Portrait image of Joshua Calhoun outdoors standing next to a statue pretending to read from the book the statue is holding. Calhoun wears a checkered shirt and glasses

Monday Seminar:

Joshua Calhoun

Resident Fellow (2015-2016)

English, UW-Madison

 

Eating, we know, is both necessary for our survival and ecologically consequential: agriculture has profoundly altered our planet. Writing and reading, too, have human advantages and ecological consequences—and on a scale that we have not yet honestly admitted in our stories about the history of the book. In “Toward a Natural History of the Book,” I ask questions like: How might we write the history of the book that accounts for negotiations among humans and non-humans in the act of creating material records of ideas? This talk explores the ecological materials that made Renaissance books possible, on the ecological choices that, by extension, made the writings of Shakespeare and his contemporaries possible.

 

Joshua Calhoun is an Assistant Professor of English at the University of Wisconsin-Madison who specializes in Shakespeare, sixteenth- and seventeenth-century poetry, and the history of media.

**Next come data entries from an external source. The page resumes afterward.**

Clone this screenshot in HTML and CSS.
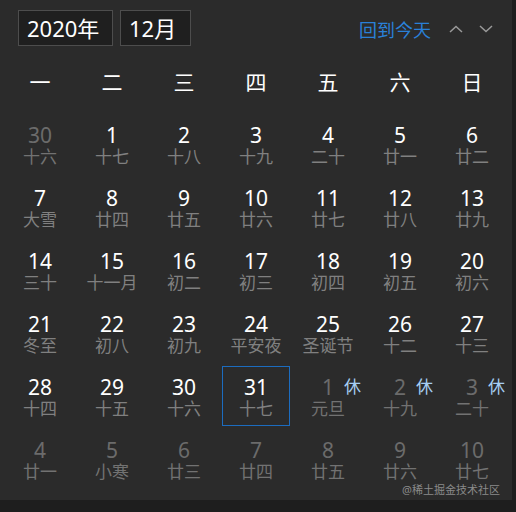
FILE: index.html
```html
<!DOCTYPE html>
<html lang="zh-CN">
<head>
    <meta charset="UTF-8">
    <meta name="viewport" content="width=device-width, initial-scale=1.0">
    <title>日历</title>
    <link rel="stylesheet" href="styles.css">
</head>
<body>
    <div class="calendar">
        <div class="toolbar">
            <div class="select year">2020年</div>
            <div class="select month">12月</div>
            <span class="today-link">回到今天</span>
            <span class="arrow">
                <svg width="14" height="8" viewBox="0 0 14 8"><polyline points="1,7 7,1.5 13,7" /></svg>
            </span>
            <span class="arrow">
                <svg width="14" height="8" viewBox="0 0 14 8"><polyline points="1,1 7,6.5 13,1" /></svg>
            </span>
        </div>

        <div class="weekdays">
            <span>一</span><span>二</span><span>三</span><span>四</span><span>五</span><span>六</span><span>日</span>
        </div>

        <div class="days" id="days"></div>

        <div class="watermark">@稀土掘金技术社区</div>
    </div>

    <script>
        // [日期, 农历/节日, 是否本月, 是否休息]
        const dias = [
            [30, '十六', 0], [1, '十七', 1], [2, '十八', 1], [3, '十九', 1], [4, '二十', 1], [5, '廿一', 1], [6, '廿二', 1],
            [7, '大雪', 1], [8, '廿四', 1], [9, '廿五', 1], [10, '廿六', 1], [11, '廿七', 1], [12, '廿八', 1], [13, '廿九', 1],
            [14, '三十', 1], [15, '十一月', 1], [16, '初二', 1], [17, '初三', 1], [18, '初四', 1], [19, '初五', 1], [20, '初六', 1],
            [21, '冬至', 1], [22, '初八', 1], [23, '初九', 1], [24, '平安夜', 1], [25, '圣诞节', 1], [26, '十二', 1], [27, '十三', 1],
            [28, '十四', 1], [29, '十五', 1], [30, '十六', 1], [31, '十七', 1], [1, '元旦', 0, 1], [2, '十九', 0, 1], [3, '二十', 0, 1],
            [4, '廿一', 0], [5, '小寒', 0], [6, '廿三', 0], [7, '廿四', 0], [8, '廿五', 0], [9, '廿六', 0], [10, '廿七', 0]
        ];

        const grid = document.getElementById('days');
        dias.forEach(function (d, i) {
            let cell = document.createElement('div');
            cell.className = 'day';
            if (!d[2]) cell.classList.add('other');
            if (i === 31) cell.classList.add('today');

            let num = document.createElement('span');
            num.className = 'num';
            num.textContent = d[0];
            cell.appendChild(num);

            let lunar = document.createElement('span');
            lunar.className = 'lunar';
            lunar.textContent = d[1];
            cell.appendChild(lunar);

            if (d[3]) {
                let rest = document.createElement('span');
                rest.className = 'rest';
                rest.textContent = '休';
                cell.appendChild(rest);
            }
            grid.appendChild(cell);
        });
    </script>
</body>
</html>
```

FILE: styles.css
```css
* {
    margin: 0;
    padding: 0;
    box-sizing: border-box;
}

body {
    background: #1e1e1e;
    font-family: 'Noto Sans', 'Noto Sans CJK SC', sans-serif;
    color: #fff;
}

/* painel do calendário */
.calendar {
    position: relative;
    width: 512px;
    height: 500px;
    background: #2b2b2b;
}

/* barra superior */
.toolbar {
    display: flex;
    align-items: center;
    padding: 10px 11px 0 18px;
    height: 46px;
}

.select {
    height: 36px;
    border: 1px solid #4d4d4d;
    background: #1f1f1f;
    font-size: 22px;
    line-height: 34px;
    padding-left: 8px;
}

.year {
    width: 95px;
}

.month {
    width: 71px;
    margin-left: 7px;
}

.today-link {
    margin-left: auto;
    margin-right: 10px;
    color: #2a80d8;
    font-size: 18px;
    padding-top: 2px;
}

.arrow {
    display: flex;
    width: 30px;
    justify-content: center;
    padding-top: 2px;
}

.arrow svg polyline {
    fill: none;
    stroke: #9a9a9a;
    stroke-width: 1.5;
}

/* dias da semana */
.weekdays {
    display: grid;
    grid-template-columns: repeat(7, 68px);
    column-gap: 4px;
    padding: 0 6px;
    margin-top: 16px;
    line-height: 40px;
    font-size: 21px;
    text-align: center;
}

/* grade de dias */
.days {
    display: grid;
    grid-template-columns: repeat(7, 68px);
    grid-template-rows: repeat(6, 60px);
    column-gap: 4px;
    row-gap: 3px;
    padding: 0 6px;
    margin-top: 12px;
}

.day {
    position: relative;
    display: flex;
    flex-direction: column;
    align-items: center;
    padding-top: 8px;
    border: 1px solid transparent;
}

.day .num {
    font-size: 21px;
    line-height: 24px;
    color: #fff;
}

.day .lunar {
    font-size: 17px;
    line-height: 20px;
    color: #808080;
    white-space: nowrap;
}

.day.other .num {
    color: #6b6b6b;
}

.day.other .lunar {
    color: #727272;
}

.day.today {
    border-color: #1c6cbf;
}

.day .rest {
    position: absolute;
    top: 8px;
    left: calc(50% + 16px);
    font-size: 17px;
    line-height: 24px;
    color: #a6cdf2;
}

.watermark {
    position: absolute;
    right: 12px;
    bottom: 3px;
    font-size: 11px;
    color: #8a8a8a;
}
```
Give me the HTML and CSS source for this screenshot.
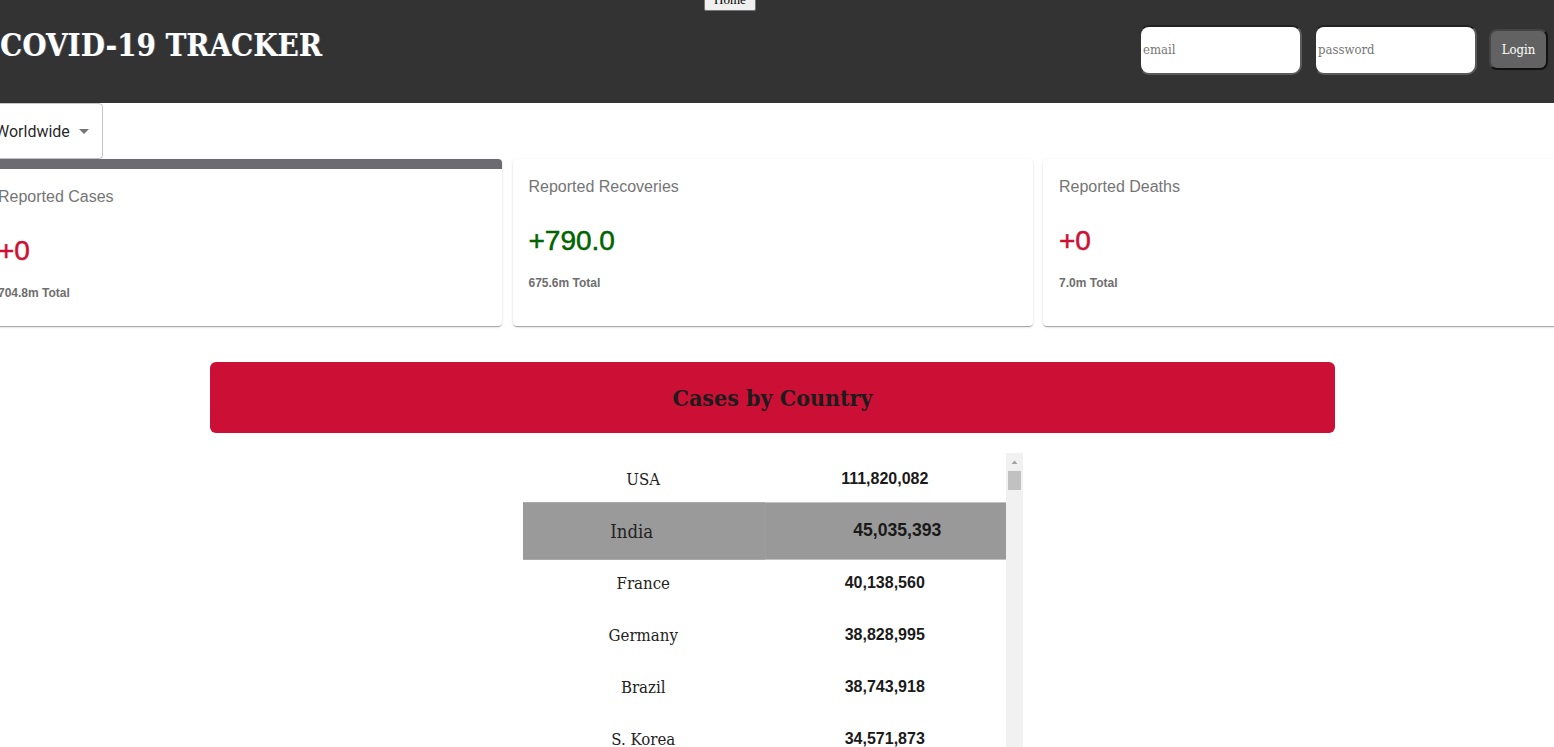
FILE: index.html
```html
<!DOCTYPE html>
<html>
<head>
<meta charset="utf-8">
<link rel="stylesheet" href="styles.css">
</head>
<body>
<header class="topbar">
  <button class="home-btn">Home</button>
  <h1 class="brand">COVID-19 TRACKER</h1>
  <form class="login">
    <input class="field" type="text" placeholder="email">
    <input class="field" type="password" placeholder="password">
    <button class="login-btn" type="button">Login</button>
  </form>
</header>
<main class="main">
  <div class="select">
    <span class="select-text">Worldwide</span>
    <svg class="caret" width="10" height="5" viewBox="0 0 10 5"><path d="M0 0h10L5 5z" fill="#757575"/></svg>
  </div>
  <section class="cards">
    <div class="card card-active">
      <div class="card-title">Reported Cases</div>
      <div class="card-value red">+0</div>
      <div class="card-total">704.8m Total</div>
    </div>
    <div class="card">
      <div class="card-title">Reported Recoveries</div>
      <div class="card-value green">+790.0</div>
      <div class="card-total">675.6m Total</div>
    </div>
    <div class="card">
      <div class="card-title">Reported Deaths</div>
      <div class="card-value red">+0</div>
      <div class="card-total">7.0m Total</div>
    </div>
  </section>
  <div class="banner">Cases by Country</div>
  <div class="table-wrap">
    <div class="table-view">
      <table class="table">
        <tbody>
          <tr><td class="country">USA</td><td class="num">111,820,082</td></tr>
          <tr class="hover"><td class="country">India</td><td class="num">45,035,393</td></tr>
          <tr><td class="country">France</td><td class="num">40,138,560</td></tr>
          <tr><td class="country">Germany</td><td class="num">38,828,995</td></tr>
          <tr><td class="country">Brazil</td><td class="num">38,743,918</td></tr>
          <tr><td class="country">S. Korea</td><td class="num">34,571,873</td></tr>
          <tr><td class="country">Japan</td><td class="num">33,803,572</td></tr>
          <tr><td class="country">Italy</td><td class="num">26,723,249</td></tr>
        </tbody>
      </table>
    </div>
    <div class="scrollbar">
      <svg class="scroll-arrow" width="17" height="17" viewBox="0 0 17 17"><path d="M5.5 11h6L8.5 7.5z" fill="#a3a3a3"/></svg>
      <div class="scroll-thumb"></div>
    </div>
  </div>
</main>
</body>
</html>
```
FILE: styles.css
```css
* { box-sizing: border-box; }
html, body { margin: 0; padding: 0; }
body {
  background: #fff;
  overflow: hidden;
  font-family: "DejaVu Serif", serif;
}
.topbar {
  position: relative;
  height: 103px;
  background: #333333;
  display: flex;
  align-items: center;
  justify-content: space-between;
  padding: 0 6px 0 0;
}
.home-btn {
  position: absolute;
  top: -12px;
  left: 704px;
  width: 52px;
  height: 23px;
  font-family: "Liberation Serif", serif;
  font-size: 13px;
  background: #efefef;
  border: 1px solid #767676;
  border-radius: 2px;
  padding: 0;
  line-height: 18px;
  color: #000;
}
.brand {
  margin: -14px 0 0 0;
  font-family: "DejaVu Serif", serif;
  font-stretch: condensed;
  font-weight: bold;
  font-size: 31px;
  color: #fff;
  text-shadow: 1px 0 0 rgba(150,190,255,0.35);
}
.login {
  display: flex;
  align-items: center;
  gap: 12px;
  margin-top: -4px;
}
.field {
  width: 163px;
  height: 50px;
  border: 2px solid #5a5a5a;
  border-top-color: #222;
  border-left-color: #333;
  border-radius: 10px;
  background: #fff;
  padding: 0 2px;
  font-family: "DejaVu Serif", serif;
  font-stretch: condensed;
  font-size: 13px;
  color: #333;
}
.field::placeholder { color: #777; }
.login-btn {
  width: 59px;
  height: 41px;
  background: #626262;
  color: #fff;
  border: 2px solid #111;
  border-top-color: #444;
  border-left-color: #444;
  border-radius: 8px;
  font-family: "DejaVu Serif", serif;
  font-stretch: condensed;
  font-size: 13px;
  padding: 0;
}
.main {
  margin-left: -18px;
  width: 1581px;
}
.select {
  width: 121px;
  height: 56px;
  border: 1px solid rgba(0,0,0,0.23);
  border-radius: 4px;
  display: flex;
  align-items: center;
  padding: 0 13px 0 14px;
  justify-content: space-between;
  font-family: Roboto, sans-serif;
  font-size: 16px;
  color: rgba(0,0,0,0.87);
}
.select-text { margin-left: -2px; }
.caret { margin-top: 1px; }
.cards {
  display: grid;
  grid-template-columns: repeat(3, 520px);
  column-gap: 10.5px;
}
.card {
  height: 167px;
  background: #fff;
  border-radius: 4px;
  box-shadow: 0 2px 1px -1px rgba(0,0,0,.2), 0 1px 1px 0 rgba(0,0,0,.14), 0 1px 3px 0 rgba(0,0,0,.12);
  padding: 16px;
  font-family: "Liberation Sans", Arial, sans-serif;
}
.card-active { border-top: 10px solid #6b6b70; }
.card-title {
  font-size: 16px;
  line-height: 24px;
  color: #757575;
}
.card-value {
  margin-top: 23px;
  font-size: 28px;
  line-height: 37px;
  font-weight: 400;
  -webkit-text-stroke: 0.5px currentColor;
}
.red { color: #cc1034; }
.green { color: #006400; }
.card-total {
  margin-top: 14px;
  font-size: 12px;
  line-height: 20px;
  font-weight: bold;
  color: #6e6e6e;
}
.banner {
  width: 1125px;
  margin: 36px auto 0;
  height: 71px;
  background: #cc0f35;
  border-radius: 6px;
  display: flex;
  align-items: center;
  justify-content: center;
  font-family: "DejaVu Serif", serif;
  font-stretch: condensed;
  font-weight: bold;
  font-size: 23px;
  color: #1c1c1c;
}
.table-wrap {
  width: 500px;
  height: 320px;
  margin: 20px auto 0;
  display: flex;
}
.table-view {
  flex: 1;
  overflow: hidden;
}
.scrollbar {
  width: 17px;
  background: #f1f1f1;
  display: flex;
  flex-direction: column;
  align-items: center;
}
.scroll-arrow { display: block; }
.scroll-thumb {
  width: 13px;
  height: 19px;
  margin-top: 1px;
  background: #c1c1c1;
}
.table {
  width: 100%;
  border-collapse: collapse;
  table-layout: fixed;
}
.table tr { height: 52px; }
.table td {
  text-align: center;
  padding: 0;
  vertical-align: middle;
}
.country {
  font-family: "DejaVu Serif", serif;
  font-stretch: condensed;
  font-size: 16.7px;
  color: #222;
}
.num {
  font-family: "Liberation Sans", sans-serif;
  font-weight: bold;
  font-size: 16px;
  color: #1a1a1a;
}
.hover {
  background: #999999;
  transform: scale(1.1);
}
.hover .country { background: #9a9a9a; }
```
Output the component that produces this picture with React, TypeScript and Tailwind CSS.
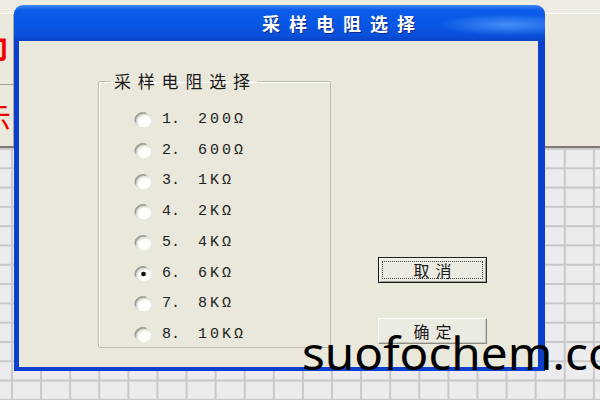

As a Faculty Affiliate at the Nelson Institute’s Center for Culture, History, and Environment (CHE), he also teaches courses in the environmental humanities. His work has been published in PMLA, Shakespeare Studies, and Environmental Philosophy. He is currently writing a book about poetry, papermaking, and ecology titled The Nature of the Page in Renaissance England. Drawing on original archival research, environmental history, and the poetry of Shakespeare and his contemporaries, the book tells a vibrant natural history of the ecological negotiations and technological contrivances used to store and transmit human ideas.